Test address: Delicacy Festival
Method: this problem needs to use cost flow + Split point + dynamic edge.
First of all, after submitting this question, I have reached 150AC in BZOJ. I would like to celebrate it~
Well, back to the topic, we found that this topic is exactly the same as BZOJ1070 except for the data range. See my writing for the modeling method BZOJ1070 explanation.
When the data range of this problem becomes larger, we will obviously time out when we start to build all the graphs. Therefore, we use the optimization method of dynamic edge adding, that is, only when we use it, can we build the corresponding parts of the graphs.
In the beginning, we only connected the reciprocal first dish of each chef to the edge between the dishes.

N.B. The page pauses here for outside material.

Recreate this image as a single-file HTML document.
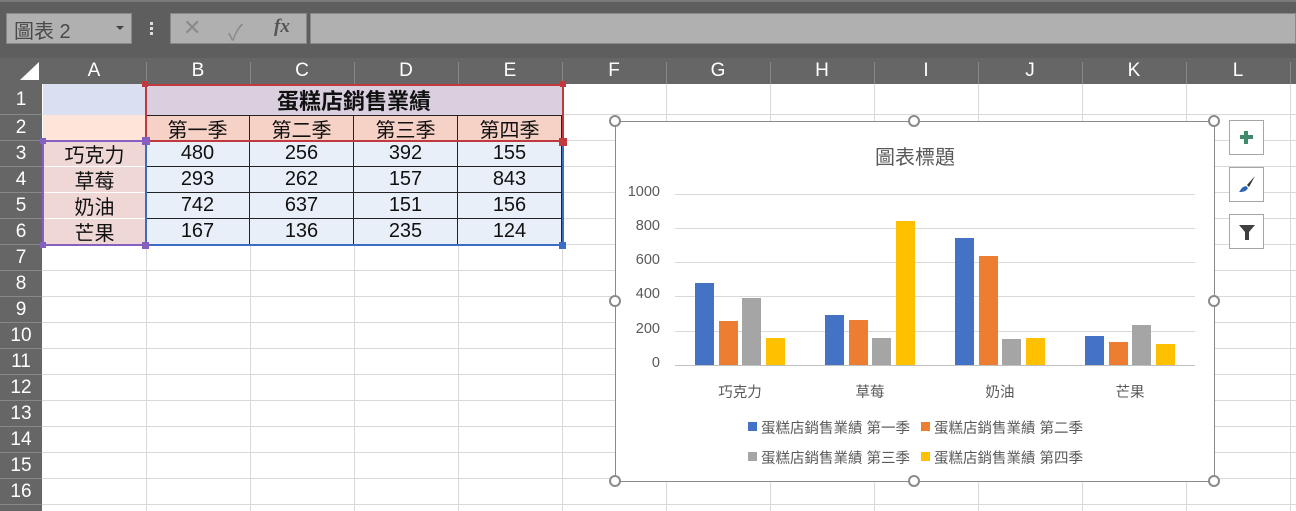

We found that each enlargement is actually equivalent to one more dish made by one chef, while other chefs on the way of enlargement have changed one dish to make, so we only need to reserve one more enlargement space for each chef, so that the number of points in the figure will be greatly reduced, so that we can It's through.
Here is my code:

#include <bits/stdc++.h>
using namespace std;
const int inf=1000000000;
int n,m,S,T,totid=0;
int t[45][110],X[10010],Y[10010],first[10010]={0},tot=1;
int dis[10010],laste[10010],last[10010];
bool vis[10010]={0};
queue<int> Q;
struct edge
{
    int v,next,f,c;
}e[2000010];

void insert(int a,int b,int f,int c)
{
    e[++tot].v=b,e[tot].next=first[a],e[tot].f=f,e[tot].c=c,first[a]=tot;
    e[++tot].v=a,e[tot].next=first[b],e[tot].f=0,e[tot].c=-c,first[b]=tot;
}

void init()
{
    scanf("%d%d",&n,&m);
    S=1,T=2,totid=2;
    for(int i=1;i<=n;i++)
    {
        int p;
        scanf("%d",&p);
        insert(++totid,T,p,0);
    }
    for(int i=1;i<=n;i++)
        for(int j=1;j<=m;j++)
            scanf("%d",&t[i][j]);
    for(int i=1;i<=m;i++)
    {
        X[++totid]=i,Y[totid]=1;
        insert(S,totid,1,0);
        for(int j=1;j<=n;j++)
            insert(totid,j+2,1,t[j][i]);
    }
}

bool spfa()
{
    memset(vis,0,sizeof(vis));
    for(int i=1;i<=totid;i++)
        dis[i]=inf;
    dis[S]=0;
    vis[S]=1;
    Q.push(S);
    while(!Q.empty())
    {
        int v=Q.front();Q.pop();
        for(int i=first[v];i;i=e[i].next)
            if (e[i].f&&dis[e[i].v]>dis[v]+e[i].c)
            {
                dis[e[i].v]=dis[v]+e[i].c;
                laste[e[i].v]=i;
                last[e[i].v]=v;
                if (!vis[e[i].v]) vis[e[i].v]=1,Q.push(e[i].v);
            }
        vis[v]=0;
    }
    return dis[T]!=inf;
}

void mincost()
{
    int minc=0;
    while(spfa())
    {
        int x=T,maxf=inf;
        while(x!=S)
        {
            maxf=min(maxf,e[laste[x]].f);
            x=last[x];
        }
        x=T;
        while(x!=S)
        {
            e[laste[x]].f-=maxf;
            e[laste[x]^1].f+=maxf;
            if (last[x]==S)
            {
                X[++totid]=X[x],Y[totid]=Y[x]+1;
                insert(S,totid,1,0);
                for(int i=1;i<=n;i++)
                    insert(totid,i+2,1,t[i][X[totid]]*Y[totid]);
            }
            x=last[x];
        }
        minc+=maxf*dis[T];
    }
    printf("%d",minc);
}

int main()
{
    init();
    mincost();

    return 0;
}